Potato kebabs, onion soup: inflation hits Egypt's Ramadan menus
Protein is critical for people breaking their fast during Ramadan. But soaring food prices mean Egyptians are now struggling to make ends meet.
EDITOR’S NOTE:
The name of the author has been changed because the Egyptian government is extremely sensitive to any reporting that says things are not going well for people. The Committee to Protect Journalists lists 13 journalists in jail on charges of publishing “anti-state” and “false” news.
Sarah Ahmed*
Protein is critical for people breaking their fast during Ramadan. But soaring food prices mean Egyptians are now struggling to make ends meet. And Egypt has a history of food insecurity leading to revolution – as its current leaders know all too well.
Like millions of Egyptians, Iman Ibrahim, a housewife in Cairo, traditionally buys large quantities of chicken and red meat ahead of Ramadan.
Protein-packed meals are essential after lengthy hours of fasting, especially for the children in her family of five. But this Ramadan she’s learning new cooking tricks (from the social media accounts of other housewives and content creators) to get the protein.
These tricks include “The Poor Kebab” – so named because it’s made from potatoes and smoked onion – and “faux soup”, made from boiled onions with spices. Cutting red meat out of kebabs, and chicken or meat stock out of soups, is the only way she can afford to get by this season. For chicken meals, she makes do with wings, heads or feet. A whole chicken costs 150 Egyptian pounds ($3.20) and her husband, an accountant, makes E£3,000 a month.
A severe shortage of hard currency in the import-dependent Egypt has led to several currency devaluations over the past few years, including one that came days before Ramadan. Food and beverage prices keep surging. The state statistics agency’s data shows that consumer prices rose by about 6% between January and February alone.
Egyptians on the street would say that the numbers don’t show even half the picture.
Nesma Anwar has taken Qamar eldin, the popular Ramadan drink, off her menu. Made of dried apricot paste, its nutritional value and natural sugars make it ideal for breaking the fast.
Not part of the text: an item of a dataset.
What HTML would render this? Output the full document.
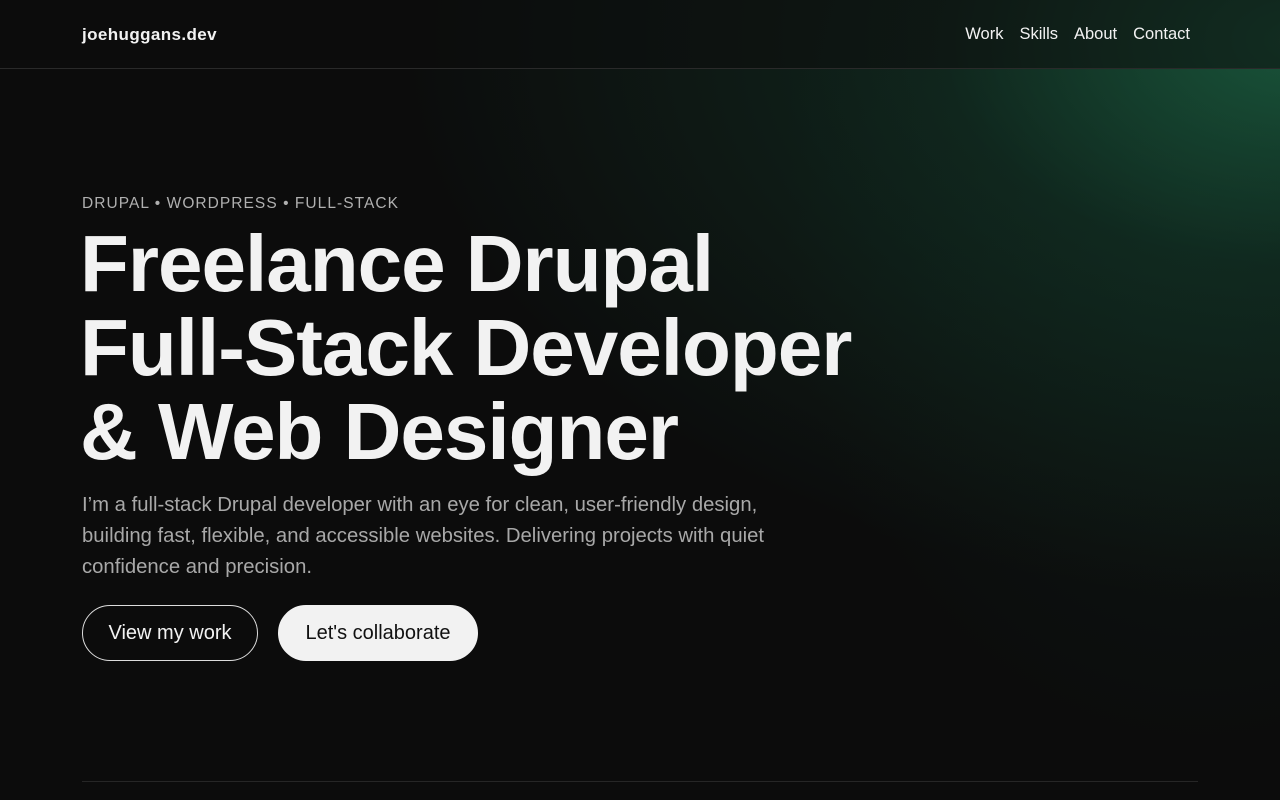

But it now costs E£100 – up from E£30 last Ramadan – so she has resorted to an alternative recipe that uses artificial food colours. She suspects that turning to less nutritional food options has contributed to her son’s severe anaemia.
Sharing her husband’s E£5,000 monthly salary, Rabab Mahmoud has to make similar cuts. The Suhoor meal, which Ramadan observers have before sunrise to prepare for the day’s fast, used to include eggs, fava beans, and cheese. The beans have gone from E£34 a kilogram last year to E£100. Egg cartons have gone up from E£120 to E£150. She told The Continent that this has forced her to make cuts: “We just have cottage cheese for Suhoor.”
Hungry history
In this austere environment, content on economical recipes has garnered thousands of views on social media. Most of it is on cheaper alternatives to animal protein. In one video, a woman teaches people how to make four meals out of one chicken. Another shares her recipe of pasta and a small amount of chicken fillets that could feed up to three people for E£80. Advice on affordable recipes is a useful intervention for some, but the seams may not hold very long, analysts fear.
High food prices have often led to political instability in Egypt. During World War I, imperial Britain drove inflation up and caused food shortages in Egypt as it doubled down on extracting resources from its colonies to fund its fighting.
This contributed to the 1919 Egyptian revolution.
In 1977, students and workers protested against then-president Mohamed Anwar El-Sadat over price hikes.
In the four years since April 2020, when Covid was declared a global pandemic, at least 29 of the protests that have happened in Egypt were about the cost of living.
Food prices and shortages were also one of the factors that drove protests against the late President Hosni Mubarak in 2011.
And some people do blame the government for the current situation. Khaled Rahouma, a professor of economy at the University of Damanhour, said one dimension of the problem is the government’s lack of control over the retail market.
But for all the failings of the Egyptian state, it had little control over some major drivers of food price inflation, such as Russia’s war in Ukraine and the global economic downturn that followed the Covid-19 pandemic.
As The Continent reported then, in the midst of this crunch, disaster capitalism struck, with grain multinationals driving food prices even higher with speculative buying and hoarding of food.
It is now a problem for Egyptian mothers and authorities to meet.
And when hacks like cheaper recipe alternatives are not enough, the crisis spills onto the streets. In the four years since April 2020, when Covid was declared a global pandemic, at least 29 of the protests that have happened in Egypt were about the cost of living, according to data from the Armed Conflict and Location Database.
Saied Sadek, professor of political sociology at the American University in Cairo, said the protests were unlikely to reach historical levels because Egyptians are disillusioned with the experience of mass protests since 2011’s Arab Spring.
They see them as events that bring chaos and little change. And, the state has grown even more repressive against free expression.
So these bread and butter protests might be different from 1919 and 1977. “It will be in the form of sporadic demonstrations in the suburbs that could be reined in, but not widespread protests,” said Sadek.